Testifying before the U.S. Senate Subcommittee on Consumer Protection, Product Safety and Insurance on Tuesday, Brincku told the panel that her family had to move into a rental home after their air conditioning units and appliances began to fail and their insurance company advised them to turn off the power when they were not at home to avoid the threat of fire. “My husband George and I are just one of tens of thousands of homeowners who, through no fault of our own, have been devastated by having defective drywall in our home,” she testified. Only her story has a twist--the drywall in her home was American made.
Still, ProPublica reports that the government is no closer to helping owners of homes with tainted Chinese (or American) drywall. As the CPSC-led investigation has worn on, many homeowners have abandoned their homes or been foreclosed on because they can’t afford the repairs or get a government assist to do so.
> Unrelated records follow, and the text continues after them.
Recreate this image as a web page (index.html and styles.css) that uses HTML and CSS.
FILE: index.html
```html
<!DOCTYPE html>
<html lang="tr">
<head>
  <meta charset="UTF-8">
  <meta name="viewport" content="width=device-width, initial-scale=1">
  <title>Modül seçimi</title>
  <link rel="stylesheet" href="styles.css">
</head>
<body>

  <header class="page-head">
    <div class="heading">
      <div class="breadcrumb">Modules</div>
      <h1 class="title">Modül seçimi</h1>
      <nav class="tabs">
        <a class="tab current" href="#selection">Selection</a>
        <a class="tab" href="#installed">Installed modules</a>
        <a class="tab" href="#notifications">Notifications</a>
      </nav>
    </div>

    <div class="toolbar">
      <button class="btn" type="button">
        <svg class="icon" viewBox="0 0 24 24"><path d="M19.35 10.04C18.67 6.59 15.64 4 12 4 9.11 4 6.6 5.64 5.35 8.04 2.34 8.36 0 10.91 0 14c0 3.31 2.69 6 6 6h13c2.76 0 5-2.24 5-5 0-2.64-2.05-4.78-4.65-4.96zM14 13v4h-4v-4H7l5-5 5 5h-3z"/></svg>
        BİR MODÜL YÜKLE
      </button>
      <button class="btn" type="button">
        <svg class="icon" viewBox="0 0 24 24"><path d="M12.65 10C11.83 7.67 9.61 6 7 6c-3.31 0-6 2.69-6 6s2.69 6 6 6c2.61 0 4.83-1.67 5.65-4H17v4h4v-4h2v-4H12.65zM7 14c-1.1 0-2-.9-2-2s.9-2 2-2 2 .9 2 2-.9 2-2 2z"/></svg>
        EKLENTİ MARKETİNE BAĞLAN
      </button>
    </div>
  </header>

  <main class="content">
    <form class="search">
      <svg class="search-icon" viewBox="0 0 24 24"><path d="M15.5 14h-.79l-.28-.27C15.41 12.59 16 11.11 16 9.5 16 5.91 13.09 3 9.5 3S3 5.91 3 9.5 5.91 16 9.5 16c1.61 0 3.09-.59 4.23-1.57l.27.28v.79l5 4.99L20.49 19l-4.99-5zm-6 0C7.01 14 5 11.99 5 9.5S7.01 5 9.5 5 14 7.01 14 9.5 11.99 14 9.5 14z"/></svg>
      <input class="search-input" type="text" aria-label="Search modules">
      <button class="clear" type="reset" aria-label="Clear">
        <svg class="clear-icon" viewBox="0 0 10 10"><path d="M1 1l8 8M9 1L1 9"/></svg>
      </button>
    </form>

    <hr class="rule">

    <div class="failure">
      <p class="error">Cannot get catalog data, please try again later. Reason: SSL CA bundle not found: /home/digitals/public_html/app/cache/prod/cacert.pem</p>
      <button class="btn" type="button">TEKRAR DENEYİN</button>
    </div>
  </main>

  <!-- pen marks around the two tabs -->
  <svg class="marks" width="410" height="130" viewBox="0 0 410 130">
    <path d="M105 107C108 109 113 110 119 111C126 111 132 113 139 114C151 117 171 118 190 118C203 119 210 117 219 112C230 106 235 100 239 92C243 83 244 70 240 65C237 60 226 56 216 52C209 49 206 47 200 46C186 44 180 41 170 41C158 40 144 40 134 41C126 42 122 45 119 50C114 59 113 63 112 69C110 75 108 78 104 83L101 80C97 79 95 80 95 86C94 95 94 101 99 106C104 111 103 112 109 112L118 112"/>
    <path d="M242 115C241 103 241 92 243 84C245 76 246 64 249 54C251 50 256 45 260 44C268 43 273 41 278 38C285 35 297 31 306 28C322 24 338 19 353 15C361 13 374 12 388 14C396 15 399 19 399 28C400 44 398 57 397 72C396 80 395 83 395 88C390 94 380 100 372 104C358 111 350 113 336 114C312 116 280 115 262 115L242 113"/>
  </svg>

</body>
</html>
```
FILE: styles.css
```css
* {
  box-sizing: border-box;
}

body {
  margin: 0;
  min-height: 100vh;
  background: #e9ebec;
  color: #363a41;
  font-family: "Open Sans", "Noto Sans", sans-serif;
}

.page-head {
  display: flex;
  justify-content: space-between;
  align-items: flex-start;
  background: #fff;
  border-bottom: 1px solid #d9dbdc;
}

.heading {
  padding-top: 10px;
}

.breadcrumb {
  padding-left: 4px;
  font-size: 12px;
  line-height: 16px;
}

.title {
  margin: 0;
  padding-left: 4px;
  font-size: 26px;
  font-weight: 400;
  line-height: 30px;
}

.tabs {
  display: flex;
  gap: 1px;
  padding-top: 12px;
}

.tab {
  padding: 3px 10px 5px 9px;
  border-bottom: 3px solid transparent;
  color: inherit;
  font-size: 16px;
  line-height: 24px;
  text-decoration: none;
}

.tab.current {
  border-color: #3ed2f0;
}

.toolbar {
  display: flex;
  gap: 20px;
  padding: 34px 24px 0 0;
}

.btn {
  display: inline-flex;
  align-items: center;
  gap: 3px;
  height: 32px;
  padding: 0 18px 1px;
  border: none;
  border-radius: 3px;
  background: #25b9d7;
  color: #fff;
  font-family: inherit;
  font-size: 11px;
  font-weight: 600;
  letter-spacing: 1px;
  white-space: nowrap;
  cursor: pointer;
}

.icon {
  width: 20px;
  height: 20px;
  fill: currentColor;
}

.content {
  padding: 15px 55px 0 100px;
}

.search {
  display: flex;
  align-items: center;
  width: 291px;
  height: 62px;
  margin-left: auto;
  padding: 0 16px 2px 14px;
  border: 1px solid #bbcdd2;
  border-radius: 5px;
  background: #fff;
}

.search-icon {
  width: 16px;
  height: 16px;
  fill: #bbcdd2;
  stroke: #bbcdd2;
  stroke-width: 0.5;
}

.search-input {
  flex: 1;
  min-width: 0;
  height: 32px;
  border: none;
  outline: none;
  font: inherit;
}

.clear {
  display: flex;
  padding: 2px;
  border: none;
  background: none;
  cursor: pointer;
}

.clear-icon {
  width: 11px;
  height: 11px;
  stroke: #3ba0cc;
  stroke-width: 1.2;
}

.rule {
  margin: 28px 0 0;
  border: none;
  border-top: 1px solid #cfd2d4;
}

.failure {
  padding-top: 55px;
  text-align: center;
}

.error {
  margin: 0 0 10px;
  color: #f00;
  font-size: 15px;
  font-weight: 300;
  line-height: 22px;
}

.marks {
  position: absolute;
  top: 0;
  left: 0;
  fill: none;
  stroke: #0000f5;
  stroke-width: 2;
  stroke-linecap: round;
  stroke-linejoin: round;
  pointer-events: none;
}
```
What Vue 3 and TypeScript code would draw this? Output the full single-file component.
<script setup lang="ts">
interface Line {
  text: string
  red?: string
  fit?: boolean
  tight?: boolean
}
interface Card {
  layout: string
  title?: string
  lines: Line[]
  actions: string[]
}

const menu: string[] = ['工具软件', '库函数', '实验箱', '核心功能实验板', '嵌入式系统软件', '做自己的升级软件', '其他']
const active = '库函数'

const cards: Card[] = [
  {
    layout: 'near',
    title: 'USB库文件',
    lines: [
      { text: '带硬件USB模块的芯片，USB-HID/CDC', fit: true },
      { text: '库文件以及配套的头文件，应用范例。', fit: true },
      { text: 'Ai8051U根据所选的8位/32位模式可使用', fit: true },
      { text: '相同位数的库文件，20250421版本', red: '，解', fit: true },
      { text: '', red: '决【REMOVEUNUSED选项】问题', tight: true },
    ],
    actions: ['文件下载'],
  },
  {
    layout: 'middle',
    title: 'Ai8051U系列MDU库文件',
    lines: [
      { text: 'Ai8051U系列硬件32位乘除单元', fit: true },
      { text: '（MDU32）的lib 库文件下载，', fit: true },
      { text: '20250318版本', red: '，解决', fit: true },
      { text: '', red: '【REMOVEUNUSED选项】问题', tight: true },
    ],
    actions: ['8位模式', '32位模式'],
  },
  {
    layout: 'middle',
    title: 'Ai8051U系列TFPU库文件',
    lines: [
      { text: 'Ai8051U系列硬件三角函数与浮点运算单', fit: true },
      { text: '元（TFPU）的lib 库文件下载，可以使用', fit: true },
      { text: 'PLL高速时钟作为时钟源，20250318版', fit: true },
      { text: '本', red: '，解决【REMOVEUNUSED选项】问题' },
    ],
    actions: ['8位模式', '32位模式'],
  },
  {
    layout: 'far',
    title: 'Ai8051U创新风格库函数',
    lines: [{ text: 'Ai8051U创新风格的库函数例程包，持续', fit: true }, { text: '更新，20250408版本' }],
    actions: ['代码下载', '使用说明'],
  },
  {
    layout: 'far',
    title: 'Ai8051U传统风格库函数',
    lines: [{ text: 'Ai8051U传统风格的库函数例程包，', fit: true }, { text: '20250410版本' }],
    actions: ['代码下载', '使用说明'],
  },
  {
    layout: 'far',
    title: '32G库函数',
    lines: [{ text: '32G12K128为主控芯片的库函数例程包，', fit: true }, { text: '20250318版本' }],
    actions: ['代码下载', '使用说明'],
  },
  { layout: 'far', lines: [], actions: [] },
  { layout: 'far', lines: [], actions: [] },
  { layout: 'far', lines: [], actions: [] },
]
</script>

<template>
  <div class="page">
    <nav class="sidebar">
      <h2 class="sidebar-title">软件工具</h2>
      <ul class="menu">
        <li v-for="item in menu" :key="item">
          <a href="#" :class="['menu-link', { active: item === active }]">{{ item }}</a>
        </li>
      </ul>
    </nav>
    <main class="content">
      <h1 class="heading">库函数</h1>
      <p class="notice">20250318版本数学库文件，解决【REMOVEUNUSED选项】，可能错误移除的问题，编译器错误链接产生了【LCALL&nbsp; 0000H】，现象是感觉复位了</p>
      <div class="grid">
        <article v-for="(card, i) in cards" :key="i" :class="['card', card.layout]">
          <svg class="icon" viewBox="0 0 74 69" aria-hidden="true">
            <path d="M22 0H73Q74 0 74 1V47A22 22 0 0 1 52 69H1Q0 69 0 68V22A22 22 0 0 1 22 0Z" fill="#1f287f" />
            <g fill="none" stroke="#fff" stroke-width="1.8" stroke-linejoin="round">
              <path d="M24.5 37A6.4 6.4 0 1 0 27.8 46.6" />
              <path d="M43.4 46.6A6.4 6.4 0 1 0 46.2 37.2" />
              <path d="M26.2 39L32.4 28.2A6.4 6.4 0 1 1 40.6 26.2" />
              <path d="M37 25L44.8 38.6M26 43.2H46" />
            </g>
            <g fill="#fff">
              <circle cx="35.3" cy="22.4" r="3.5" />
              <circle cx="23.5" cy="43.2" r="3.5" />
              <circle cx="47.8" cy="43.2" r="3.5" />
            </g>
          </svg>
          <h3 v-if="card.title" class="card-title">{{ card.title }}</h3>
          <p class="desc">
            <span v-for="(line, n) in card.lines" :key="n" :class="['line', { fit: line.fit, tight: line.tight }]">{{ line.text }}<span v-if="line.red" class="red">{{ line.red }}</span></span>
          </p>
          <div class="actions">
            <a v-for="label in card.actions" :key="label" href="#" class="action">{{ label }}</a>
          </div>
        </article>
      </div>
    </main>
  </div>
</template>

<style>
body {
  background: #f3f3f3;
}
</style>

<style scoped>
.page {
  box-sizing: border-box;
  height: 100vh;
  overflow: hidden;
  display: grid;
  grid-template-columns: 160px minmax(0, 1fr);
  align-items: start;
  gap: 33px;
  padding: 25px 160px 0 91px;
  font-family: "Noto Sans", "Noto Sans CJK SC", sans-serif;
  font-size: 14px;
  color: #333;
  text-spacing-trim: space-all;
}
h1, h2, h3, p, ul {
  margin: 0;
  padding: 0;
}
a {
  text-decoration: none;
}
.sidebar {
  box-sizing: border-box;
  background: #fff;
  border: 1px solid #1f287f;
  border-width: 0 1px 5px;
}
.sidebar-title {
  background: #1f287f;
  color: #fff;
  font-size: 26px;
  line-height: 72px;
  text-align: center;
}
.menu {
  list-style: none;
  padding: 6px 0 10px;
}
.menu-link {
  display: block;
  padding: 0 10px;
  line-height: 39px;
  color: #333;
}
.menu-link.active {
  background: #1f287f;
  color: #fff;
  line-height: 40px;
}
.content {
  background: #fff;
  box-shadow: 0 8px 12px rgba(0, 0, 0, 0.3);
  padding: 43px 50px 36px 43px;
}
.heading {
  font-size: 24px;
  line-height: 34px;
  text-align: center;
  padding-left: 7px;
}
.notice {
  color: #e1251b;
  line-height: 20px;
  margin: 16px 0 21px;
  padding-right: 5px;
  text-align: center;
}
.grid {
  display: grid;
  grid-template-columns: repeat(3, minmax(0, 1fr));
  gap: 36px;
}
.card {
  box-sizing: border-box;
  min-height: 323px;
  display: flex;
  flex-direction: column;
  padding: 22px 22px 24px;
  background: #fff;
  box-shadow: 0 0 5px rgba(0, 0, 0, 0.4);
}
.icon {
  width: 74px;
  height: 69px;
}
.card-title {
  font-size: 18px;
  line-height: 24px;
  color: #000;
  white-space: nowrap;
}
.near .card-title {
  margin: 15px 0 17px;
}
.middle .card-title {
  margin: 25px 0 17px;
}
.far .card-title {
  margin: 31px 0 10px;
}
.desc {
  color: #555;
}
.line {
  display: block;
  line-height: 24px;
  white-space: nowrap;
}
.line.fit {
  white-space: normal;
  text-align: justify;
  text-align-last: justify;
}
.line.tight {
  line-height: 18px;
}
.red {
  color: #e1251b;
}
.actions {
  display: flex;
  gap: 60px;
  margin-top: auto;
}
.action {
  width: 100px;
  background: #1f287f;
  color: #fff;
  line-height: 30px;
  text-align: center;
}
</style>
Neal Cohen, the CPSC’s small business ombudsman, defended the agency’s efforts, but acknowledged that progress has been stunted by a lack of cooperation from Chinese government-owned companies, ProPublica reports.
“To date there has been no response from the Chinese manufacturers,” Cohen said at yesterday’s hearing, which ProPublica covered. “They are basically telling us, ‘return to sender’ and that they don’t believe there is a problem with their drywall.”
The CPSC is urging homeowners to seek relief in the courts. The agency maintains a Drywall Information Center for affected homeowners but as we’ve reported in the past, the advice has sometimes been conflicting.